Delving into 762 decimal places of pi, a remarkable row of nines occurs. Six nines in pi - Wikipedia
If we were to round off those nines and construct a circle with an inaccuracy/error size of one Planck Length, how big would the circle be?
Larger than the Observable Universe?
(IIRC, there are 65 orders of magnitude between Planck and Cosmic scales)
Anyway, the circumference of a circle is proportional to its radius. The usual way I have heard this problem is, suppose you have a belt snugly fitting around the Earth (about 40,000 km), and you lengthen it by 1m. Drawing it again into a tight circle, how high off the Earth’s surface will it be? [Answer: 16 cm]
Planck’s length is around, let’s call it roughly 10−35 m. So no need to even approach 762 digits to get that uncertainty. Even if you throw in the radius of the observable universe which is only another 27 orders of magnitude or so.

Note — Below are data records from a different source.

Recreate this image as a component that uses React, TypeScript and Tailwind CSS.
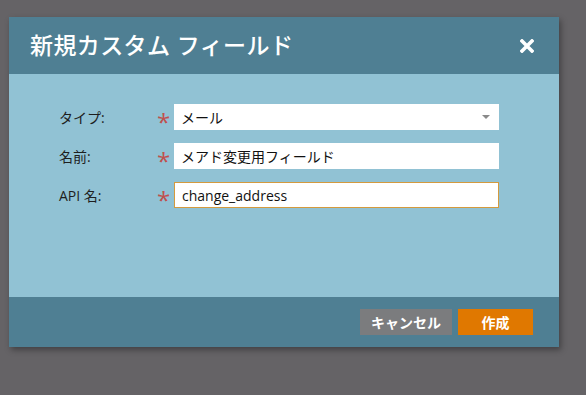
import React from "react";

const rows = [
  { label: "タイプ:", value: "メール", select: true },
  { label: "名前:", value: "メアド変更用フィールド" },
  { label: "API 名:", value: "change_address", focused: true },
];

export default function App() {
  return (
    <div
      className="w-[586px] h-[395px] bg-[#656366] pt-[17px] pl-[9px] overflow-hidden"
      style={{ fontFamily: '"Open Sans", "Noto Sans CJK JP", sans-serif' }}
    >
      <div className="w-[550px] h-[330px] flex flex-col shadow-[2px_3px_6px_rgba(0,0,0,0.35)]">
        {/* header */}
        <div className="h-[57px] bg-[#4f7f93] flex items-center justify-between pl-[21px] pr-[25px]">
          <h1 className="text-white text-[23px] leading-none font-medium tracking-[0.4px]">
            新規カスタム フィールド
          </h1>
          <svg width="14" height="14" viewBox="0 0 14 14" className="mt-[1px]">
            <path d="M2 2 L12 12 M12 2 L2 12" stroke="#fff" strokeWidth="3.6" strokeLinecap="square" />
          </svg>
        </div>

        {/* body */}
        <div className="flex-1 bg-[#91c2d4] pt-[30px] pl-[50px] pr-[60px] flex flex-col gap-[13px]">
          {rows.map((r) => (
            <div key={r.label} className="flex items-center h-[26px]">
              <div className="w-[98px] text-[14px] text-[#1e1e1e]">{r.label}</div>
              <div className="w-[17px] text-[#c0504d] text-[24px] leading-none pt-[10px]">*</div>
              <div
                className={
                  "flex-1 h-[26px] bg-white flex items-center px-[7px] text-[14px] text-[#111] " +
                  (r.focused ? "border border-[#d49a3e] px-[6px]" : "")
                }
              >
                <span className="flex-1">{r.value}</span>
                {r.select && (
                  <svg width="8" height="4" viewBox="0 0 8 4" className="mr-[2px]">
                    <path d="M0 0 H8 L4 4 Z" fill="#8a8a8a" />
                  </svg>
                )}
              </div>
            </div>
          ))}
        </div>

        {/* footer */}
        <div className="h-[50px] bg-[#4f7f93] flex items-start justify-end pt-[12px] pr-[26px] gap-[6px]">
          <button className="w-[92px] h-[26px] bg-[#7b7c7e] text-white text-[14px] font-bold">
            キャンセル
          </button>
          <button className="w-[75px] h-[26px] bg-[#e07800] text-white text-[14px] font-bold">
            作成
          </button>
        </div>
      </div>
    </div>
  );
}
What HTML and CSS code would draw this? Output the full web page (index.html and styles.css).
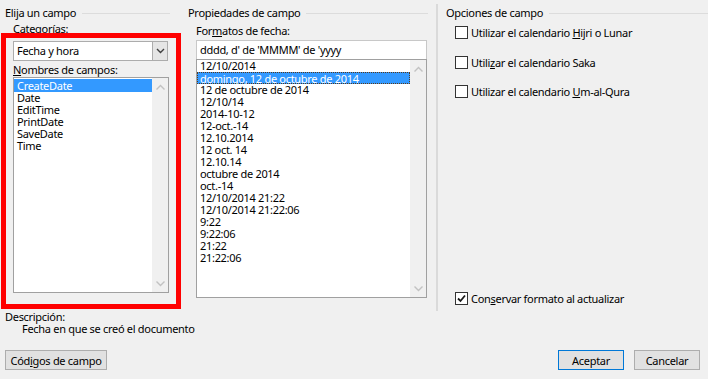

I can’t speak for the OP but I think this is where Feynman comes into it:
This sequence of six nines is sometimes called the “Feynman point”,[5] after physicist Richard Feynman, who allegedly stated this same idea in a lecture.[6] However it is not clear when, or even if, Feynman made such a statement. It is not mentioned in published biographies or in his autobiographies, and is unknown to his biographer, James Gleick.[7] - SOURCE (same link as in the OP)
Interesting. According to wiki, the first to actually compute the digits in this range was an amateur named Ferguson in the 1940s, using an electromechanical desk calculator. I wonder if he briefly thought he’d hit convergence.
Proofs that pi is irrational have been known for centuries. We can probably assume that Mr Ferguson, having started to calculate pi, was aware of this irrationality. If the three nines gave him any idea that he might have reached the bottom of the well, so to speak, it would have lasted only very briefly.